Les mondes RV offrent un certain nombre d’outils pour lutter contre ce phénomène, tels que les espaces personnels et la mise en sourdine, le blocage et le signalement des mauvais comportements. Il est essentiel d’apprendre aux nouveaux utilisateurs et aux groupes vulnérables, comme les enfants, comment utiliser ces outils.

Se préparer à l’avenir de la cybercriminalité
Les organisations qui travaillent dans les métavers doivent collaborer très tôt avec leurs équipes chargées de la sécurité et des risques afin d’identifier les enjeux et les vulnérabilités possibles.

Elles doivent également former leurs développeurs à ces risques et tester les applications de manière approfondie avant de les mettre en ligne.

Les utilisateurs finaux doivent être informés que leur participation à toute nouvelle technologie fait d’eux une cible potentielle.

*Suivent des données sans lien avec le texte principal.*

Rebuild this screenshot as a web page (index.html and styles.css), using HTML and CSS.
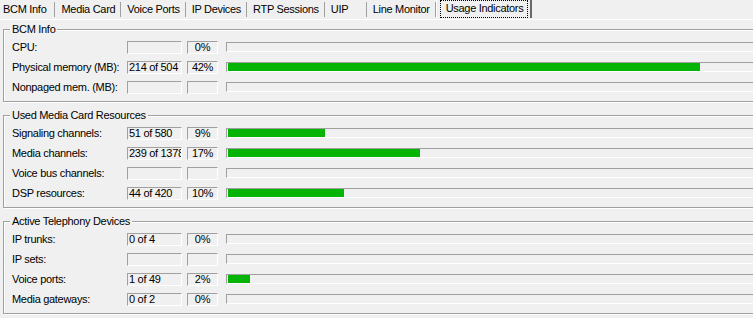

Les gens doivent se familiariser avec la menace de l’ingénierie sociale et des escroqueries courantes, ainsi qu’avec les meilleures pratiques pour se protéger et protéger leurs actifs numériques, leurs portefeuilles et leurs identités.

Les décideurs politiques ont également un rôle clé à jouer dans la protection des individus contre la criminalité des métavers. Ils doivent introduire des réglementations qui protégeront les groupes vulnérables et les consommateurs sans étouffer l’innovation.

Nous devons définir comment faire respecter l’éthique, la protection des consommateurs et la gouvernance et définir « l’application de la loi virtuelle ». Qui les victimes peuvent-elles appeler ? Quelle juridiction s’applique ? Quel est le recours ?

Ces questions sont complexes, et elles sont pressantes. La seule façon d’y répondre est d’adopter une approche multipartite et des mesures politiques novatrices et avant-gardistes qui donnent la priorité à la sécurité.